Millions of people around the world send their young children to daycare centers – places where children too young for regular school are looked after while their parents are at work, for playtime with other toddlers and often a little instruction, too. A recent U.S. study looked at these boys and girls' behavior as they continued on in school. VOA's Melinda Smith has the details.
The study by the National Institutes of Health followed the progress of at least 1,300 children, from birth to the early years of puberty.
Some stayed home with one parent, a nanny or a relative; the rest spent at least 10 hours a week in large daycare centers.
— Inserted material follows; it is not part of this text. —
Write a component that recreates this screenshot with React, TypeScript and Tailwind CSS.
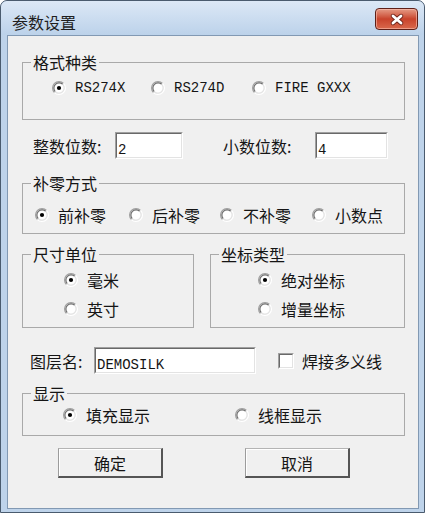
import clsx from "clsx";

const mono = "font-['Liberation_Mono',monospace] text-[14px]";

function RadioGlyph({ checked }: { checked?: boolean }) {
  return (
    <svg width="14" height="14" viewBox="0 0 12 12" className="shrink-0">
      <circle cx="6" cy="6" r="4.2" fill="#ffffff" />
      <path d="M2.11 9.89 A5.5 5.5 0 0 1 9.89 2.11" fill="none" stroke="#a0a0a0" strokeWidth="1" />
      <path d="M2.11 9.89 A5.5 5.5 0 0 0 9.89 2.11" fill="none" stroke="#ffffff" strokeWidth="1" />
      <path d="M2.82 9.18 A4.5 4.5 0 0 1 9.18 2.82" fill="none" stroke="#6e6e6e" strokeWidth="1" />
      <path d="M2.82 9.18 A4.5 4.5 0 0 0 9.18 2.82" fill="none" stroke="#e3e3e3" strokeWidth="1" />
      {checked && <circle cx="6" cy="6" r="1.8" fill="#000000" />}
    </svg>
  );
}

function Radio({
  label,
  checked,
  latin,
  className,
}: {
  label: string;
  checked?: boolean;
  latin?: boolean;
  className?: string;
}) {
  return (
    <div className={clsx("flex items-center h-[18px] shrink-0", className)}>
      <RadioGlyph checked={checked} />
      <span className={clsx("ml-[9px] whitespace-nowrap leading-[18px]", latin ? mono : "text-[16px]")}>
        {label}
      </span>
    </div>
  );
}

function Group({
  title,
  className,
  children,
}: {
  title: string;
  className?: string;
  children: React.ReactNode;
}) {
  return (
    <fieldset className={clsx("border border-[#a9a9a9] min-w-0 shrink-0", className)}>
      <legend className="ml-[8px] px-[2px] text-[16px] leading-[18px]">{title}</legend>
      {children}
    </fieldset>
  );
}

function Sunken({ className, children }: { className?: string; children?: React.ReactNode }) {
  return (
    <div
      className={clsx(
        "border border-t-[#a0a0a0] border-l-[#a0a0a0] border-b-[#ffffff] border-r-[#ffffff] shrink-0",
        className
      )}
    >
      <div className="h-full w-full border border-t-[#696969] border-l-[#696969] border-b-[#e3e3e3] border-r-[#e3e3e3] bg-white pl-[1px] pt-[1px]">
        {children}
      </div>
    </div>
  );
}

function Button({ label, className }: { label: string; className?: string }) {
  return (
    <div
      className={clsx(
        "flex items-center justify-center w-[105px] h-[30px] bg-[#f0f0f0] border-t border-l border-t-[#b4b4b4] border-l-[#9c9c9c] border-b-2 border-r-2 border-b-[#555555] border-r-[#555555] shadow-[inset_1px_1px_0_#ffffff] text-[16px] leading-[18px] shrink-0",
        className
      )}
    >
      {label}
    </div>
  );
}

export default function App() {
  return (
    <div className="w-[425px] h-[513px] flex flex-col rounded-t-[7px] border border-[#4a5b6e] bg-[#bed3ea] font-['Noto_Sans_CJK_SC',sans-serif] text-[#151515] overflow-hidden">
      {/* title bar */}
      <div className="flex items-start h-[34px] shrink-0 rounded-t-[6px] bg-linear-to-b from-[#dce8f6] to-[#bcd2ea]">
        <p className="ml-[11px] mt-[12px] text-[16px] leading-[18px] text-[#1e1e1e]">参数设置</p>
        <div className="ml-auto mr-[6px] mt-[7px] w-[43px] h-[22px] rounded-[4px] border border-[#5e2018] bg-linear-to-b from-[#e49a85] via-[#c8432b] to-[#d9684c] flex items-center justify-center shadow-[inset_0_0_0_1px_rgba(255,200,185,0.55)]">
          <svg width="16" height="13" viewBox="0 0 16 13">
            <path d="M4 3 L12 10 M12 3 L4 10" stroke="#6e241a" strokeWidth="4.4" strokeLinecap="round" />
            <path d="M4 3 L12 10 M12 3 L4 10" stroke="#ffffff" strokeWidth="2.8" strokeLinecap="round" />
          </svg>
        </div>
      </div>

      {/* client area */}
      <div className="ml-[6px] w-[412px] flex-1 mb-[3px] border border-[#8299b3] bg-[#f0f0f0] flex flex-col">
        <Group title="格式种类" className="mt-[17px] ml-[14px] w-[383px] h-[67px]">
          <div className="flex pl-[29px] pt-[8px]">
            <Radio label="RS274X" checked latin className="w-[99px]" />
            <Radio label="RS274D" latin className="w-[101px]" />
            <Radio label="FIRE GXXX" latin />
          </div>
        </Group>

        <div className="flex items-center mt-[12px] pl-[25px] h-[27px] shrink-0">
          <span className="w-[82px] text-[16px] leading-[18px] whitespace-nowrap">整数位数:</span>
          <Sunken className="w-[68px] h-[27px]">
            <span className={clsx(mono, "leading-[16px]")}>2</span>
          </Sunken>
          <span className="ml-[40px] w-[92px] text-[16px] leading-[18px] whitespace-nowrap">小数位数:</span>
          <Sunken className="w-[73px] h-[27px]">
            <span className={clsx(mono, "leading-[16px]")}>4</span>
          </Sunken>
        </div>

        <Group title="补零方式" className="mt-[15px] ml-[14px] w-[383px] h-[60px]">
          <div className="flex pl-[12px] pt-[14px]">
            <Radio label="前补零" checked className="w-[94px]" />
            <Radio label="后补零" className="w-[91px]" />
            <Radio label="不补零" className="w-[92px]" />
            <Radio label="小数点" />
          </div>
        </Group>

        <div className="flex mt-[11px] ml-[14px] shrink-0">
          <Group title="尺寸单位" className="w-[172px] h-[83px]">
            <div className="flex flex-col gap-[11px] pl-[41px] pt-[8px]">
              <Radio label="毫米" checked />
              <Radio label="英寸" />
            </div>
          </Group>
          <Group title="坐标类型" className="ml-[16px] w-[195px] h-[83px]">
            <div className="flex flex-col gap-[11px] pl-[47px] pt-[8px]">
              <Radio label="绝对坐标" checked />
              <Radio label="增量坐标" />
            </div>
          </Group>
        </div>

        <div className="flex items-center mt-[19px] pl-[22px] h-[27px] shrink-0">
          <span className="w-[64px] text-[16px] leading-[18px] whitespace-nowrap">图层名:</span>
          <Sunken className="w-[162px] h-[27px]">
            <span className={clsx(mono, "leading-[20px]")}>DEMOSILK</span>
          </Sunken>
          <div className="ml-[22px] w-[16px] h-[16px] border border-t-[#a0a0a0] border-l-[#a0a0a0] border-b-white border-r-white shrink-0">
            <div className="w-full h-full border border-t-[#696969] border-l-[#696969] border-b-[#e3e3e3] border-r-[#e3e3e3] bg-white" />
          </div>
          <span className="ml-[8px] text-[16px] leading-[18px] whitespace-nowrap">焊接多义线</span>
        </div>

        <Group title="显示" className="mt-[10px] ml-[14px] w-[383px] h-[52px]">
          <div className="flex pl-[40px] pt-[4px]">
            <Radio label="填充显示" checked className="w-[172px]" />
            <Radio label="线框显示" />
          </div>
        </Group>

        <div className="flex mt-[12px] pl-[50px] shrink-0">
          <Button label="确定" />
          <Button label="取消" className="ml-[82px]" />
        </div>
      </div>
    </div>
  );
}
At least one of every four American children spends time in these facilities.
Psychologist Margaret Burchinal of the University of North Carolina, a co-author of the study, found definite behavioral changes by the time the children were nearly 12 years old.
"Our results suggest that children who had more center-based child care – more than, say, two or three years – are showing more [signs of] arguing, talking back to teachers, perhaps hitting and fighting, not following rules, but just slightly more,” Burchinal says. “Not the kind that would make you go into a classroom and say, 'this child had child care and that child didn't.'”
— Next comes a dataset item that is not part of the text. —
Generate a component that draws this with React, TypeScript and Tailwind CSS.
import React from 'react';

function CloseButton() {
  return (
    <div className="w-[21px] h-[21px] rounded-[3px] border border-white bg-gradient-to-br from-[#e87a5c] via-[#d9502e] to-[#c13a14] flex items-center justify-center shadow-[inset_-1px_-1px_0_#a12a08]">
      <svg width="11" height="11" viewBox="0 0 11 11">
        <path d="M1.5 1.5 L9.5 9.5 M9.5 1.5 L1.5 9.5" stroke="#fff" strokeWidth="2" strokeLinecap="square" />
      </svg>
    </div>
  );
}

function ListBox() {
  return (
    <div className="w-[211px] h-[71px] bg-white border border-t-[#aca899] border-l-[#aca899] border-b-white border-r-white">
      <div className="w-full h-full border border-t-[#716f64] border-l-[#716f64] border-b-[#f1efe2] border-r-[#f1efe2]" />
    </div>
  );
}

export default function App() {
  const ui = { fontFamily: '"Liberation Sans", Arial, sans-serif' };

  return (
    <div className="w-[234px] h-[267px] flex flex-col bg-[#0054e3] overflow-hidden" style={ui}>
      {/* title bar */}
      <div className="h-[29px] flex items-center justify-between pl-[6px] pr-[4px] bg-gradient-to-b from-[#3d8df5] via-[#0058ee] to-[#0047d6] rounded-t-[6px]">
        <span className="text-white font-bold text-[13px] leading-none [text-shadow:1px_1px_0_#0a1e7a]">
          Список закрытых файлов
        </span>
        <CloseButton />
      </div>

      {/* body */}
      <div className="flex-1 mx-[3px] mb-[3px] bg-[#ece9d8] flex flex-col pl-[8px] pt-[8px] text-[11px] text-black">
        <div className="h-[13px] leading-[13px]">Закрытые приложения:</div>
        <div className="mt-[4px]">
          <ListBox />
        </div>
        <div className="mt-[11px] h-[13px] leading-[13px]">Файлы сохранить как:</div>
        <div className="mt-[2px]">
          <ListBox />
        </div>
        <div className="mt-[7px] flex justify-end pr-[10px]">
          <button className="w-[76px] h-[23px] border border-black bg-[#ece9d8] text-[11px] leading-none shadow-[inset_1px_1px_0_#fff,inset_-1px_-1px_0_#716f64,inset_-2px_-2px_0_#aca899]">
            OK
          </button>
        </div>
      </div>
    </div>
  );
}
But there was also good news about these daycare children: many who attended effective child care centers scored higher on vocabulary tests at age 10.
One mother boasted of her daughter's ability to express herself. "She's got an outstanding vocabulary, and I'm sure that her time in the school here has contributed to that," she said.
The study evaluated the quality of care given to children ages one to four. Dr. Burchinal says interaction between teachers and children makes a big difference.
"Is she talking with them? Does she seem to like them?” she asks. “Does she enjoy them, or is she being kind of like a second-grade teacher and sitting behind a desk and not really interacting very much with the children? How are the children interacting with each other? Are they being nice kids, or are you seeing a lot of negative behavior?"
The researchers want to continue the study. One important question still unanswered is why behavior problems persist for years after daycare is over.
Other studies have shown that disruptive behavior can spread among the children themselves, but then stops when a parent comes into the room. Authors of the daycare study want parents to be reassured that the greatest influence still comes from a child's mother and father.